2. The system of claim 1 wherein the data hub performs a fitting of the plurality of relative operating parameters to a shape, discarding any of the plurality of relative operating parameters that are not required to perform the fitting.

3. The system of claim 2 wherein the shape is a straight line.

4. The system of claim 2 wherein the shape is a curve.

5. The system of claim 1 wherein the wireless modem transmits the plurality of relative operating parameters to an external server in response to a storage requirement of the plurality of relative operating parameters exceeding a threshold.

6. The system of claim 1 wherein the wireless modem transmits the plurality of relative operating parameters to an external server in response a detection of an event.

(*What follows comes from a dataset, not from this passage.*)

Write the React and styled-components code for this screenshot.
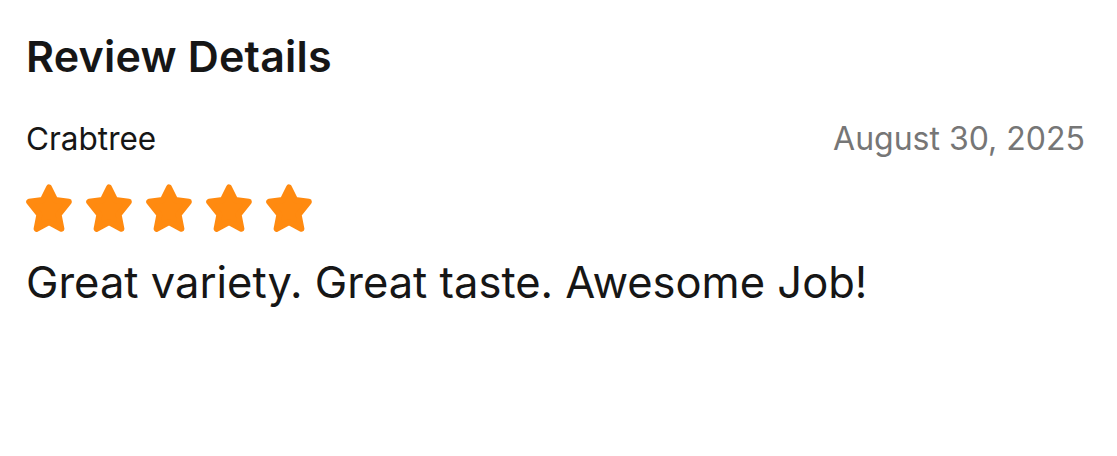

7. The system of claim 6 wherein in response to the event the data hub receives the plurality of operating parameters at a faster rate than prior to the event.

8. The system of claim 6 wherein the detection of an event occurs while a storage requirement of the plurality of relative operating parameters is below a threshold.

9. The system of claim 1 wherein the plurality of operating parameters comprises a direction and a speed.

10. The system of claim 1 wherein the plurality of operating parameters comprises a direction and a displacement.

11. The system of claim 1 wherein the plurality of relative operating parameters comprises a x, a y, and a z value.